Neuromorphic Hardware Algorithms: Noise‐based reward-modulated learning rules, utilizing stochastic neurons and eligibility traces, enable gradient-free, locally computable updates—suitable for hardware implementation—in settings with noisy or delayed rewards (Fernández et al., 31 Mar 2025).
Noise-Corrected Group Policy Optimization: In RLHF, group-based normalization schemes (GRPO, Dr.GRPO) combined with label-noise correction admit unbiased gradient estimates under Bernoulli noise, amplifying robustness to human or model error in reward signals (mansouri et al., 21 Oct 2025).

6. Limitations, Open Problems, and Future Directions

The primary trade-off in adaptive symmetric reward noising is increased variance.
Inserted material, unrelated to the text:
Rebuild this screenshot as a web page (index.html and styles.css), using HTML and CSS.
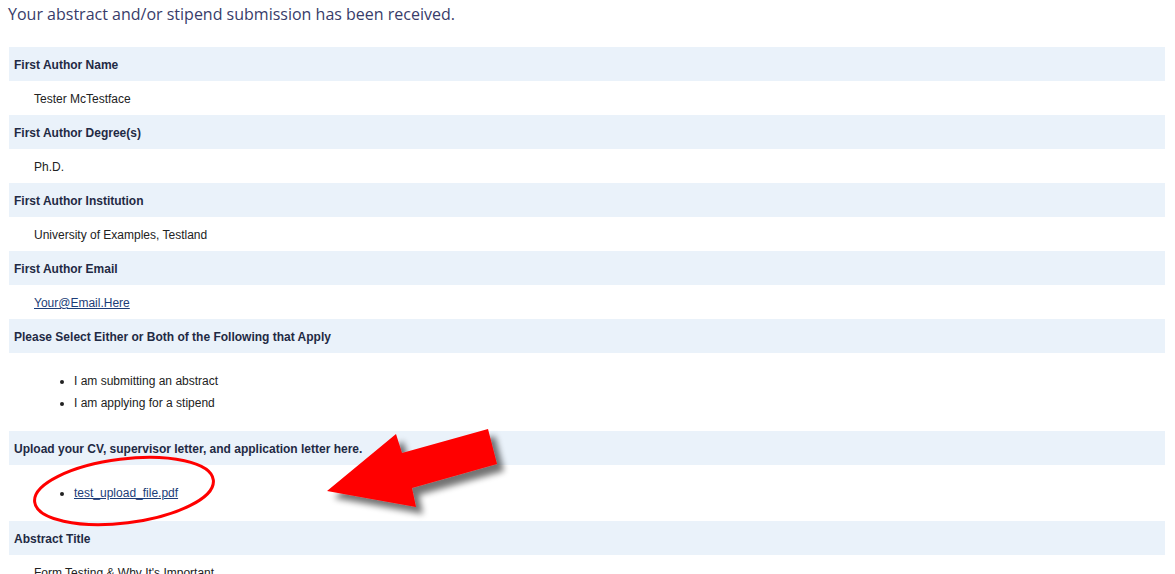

In high-dimensional environments, variance may slow convergence, and careful balance between bias correction and variance control is necessary. Assumptions of symmetric, stationary noise may not always hold; environments with state-dependent or adversarial noise require more sophisticated estimation (potentially via temporally or instance-adaptive models).

Promising research avenues include:

Integration of adaptive symmetric noise correction with advanced variance reduction methods and actor–critic algorithms.
Extension to real-world RLHF pipelines, where non-symmetric, instance-dependent corruption is prevalent.
Formal connection between reward-punishment symmetry and robustness in universal intelligence measures (Alexander et al., 2021).

7. Conceptual Implications

The algebraic symmetry established for intelligence measures and reward functions under dualization provides principled motivation for symmetric noising and noise correction strategies. By dynamically adapting to changing reward noise and ensuring symmetric treatment, RL algorithms can approach unbiased evaluation and optimal exploration without sacrificing alignment to the underlying task. Adaptive symmetric reward noising thus constitutes a theoretically grounded, empirically effective toolkit for learning robust policies in noisy, uncertain, and complex environments.